Certains ont compris que les données ne sont qu'un carburant pour mieux comprendre les changements de comportements
Plusieurs articles ont déjà été rédigés sur le rôle clé des données pour faciliter la multimodalité, le passage d'un mode à l'autre. Ceci nécessite un premier niveau de production de données temps réel des différents modes, de protocoles d'échanges et de partages, de mise en commun. De nombreux acteurs travaillent ce sujet, des avancées sont visibles tous les jours (exemple la RATP), une directive européenne sur les ITS est en cours de transposition.

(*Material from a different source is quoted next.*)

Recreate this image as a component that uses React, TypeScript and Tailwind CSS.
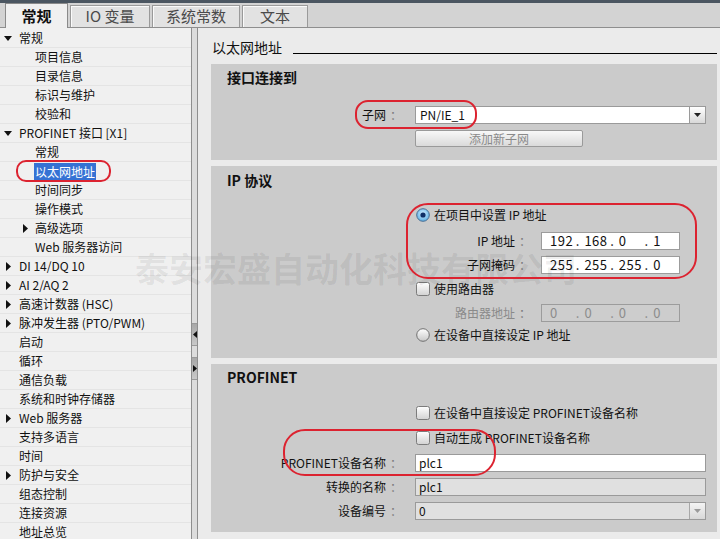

Un second niveau consiste à utiliser les données d'usage des différents modes pour construire des modèles prédictifs et commencer à apprendre comment les citoyens se déplacent avec les différents modes de transports. Les données "temps réel" sont utilisées pour prévoir le futur qui à son tour modifiera les comportements au présent. Par exemple, Google vient de déployer dans de nouvelles villes sur Google Map, l'information Trafic. Pour cela, des données remontent des smartphones Android pour estimer les vitesses temps réel, donc les flux. Google confirme là le besoin d'avoir, à la fois, de puissants outils numériques, mais également des capteurs physiques qui remonteront des données tout en apportant à l'usager "en retour" une information contextualisée. Ce second niveau "domine" le précédent car il va utiliser le déluge de données pour construire des connaissances ayant une valeur ajoutée supérieure.
Un troisième niveau a déjà émergé. Il consiste à équiper les objets ou les services de processus permettant d'analyser, de comprendre les usages déjà modifiés par le second niveau pour re-concevoir les objets et les services "en permanence". InternetActu a publié sur son blog un article concernant le domaine de la "quantification de soi" par le numérique. De nombreuses analogies sont possibles avec la mobilité. Les données remontantes peuvent être mises en forme pour produire de nouvelles connaissances permettant à leur tour de modifier nos comportements, nos usages. BJ Fogg a fondé le laboratoire des technologies persuasives à Stanford, et travaille sur les mécanismes de compréhension des changements de comportements. Il a développé une théorie basée sur la Motivation, la Capacité et le Déclenchement, et un outil interactif.
Le numérique permet dès lors de visualiser, de quantifier, de comprendre les boucles "complètes" avec le minimum de perturbation par le matériel de mesure. Les services pourraient dès lors s'auto-adapter aux comportements réels, aux usages, apprendre les lois d'influence des différents contextes et territoires pour re-concevoir. La compréhension de ces boucles retroactives est essentielle, mais potentiellement terriblement dangereuse.
E.Morin dans son ouvrage La Méthode et Introduction à la pensée complexe, nous confirme que notre monde est complexe et qu'il faut garder cette complexité pour conserver les liens et retroliens car ce sont précisement eux qui nous constituent. L'Homme, machine non triviale, est un concentré de paradoxes qui conditionnent nos comportements. Vouloir les comprendre est ambitieux, légitime pour guider les changements, mais qui disposera et contrôlera ces nouveaux savoirs ? que souhaitons nous changer ?
Cette intrusivité au plus près de ce qui nous caractérise permettra potentiellement de rendre visible certains de nos paradoxes pour mieux se comprendre, et revoir nos comportements engageant alors une boucle vertueuse. Mais d'un autre coté, cela ouvre une porte à tous les acteurs marchands pour déployer de nouvelles techniques de marketing d'une grande efficacité. Cela a déjà commencé. Là encore, il faudra inventer de nouvelles règles pour se protéger, pour fournir de nouvelles connaissances "maîtrisées" aux designers et tenter de bénéficier des opportunités.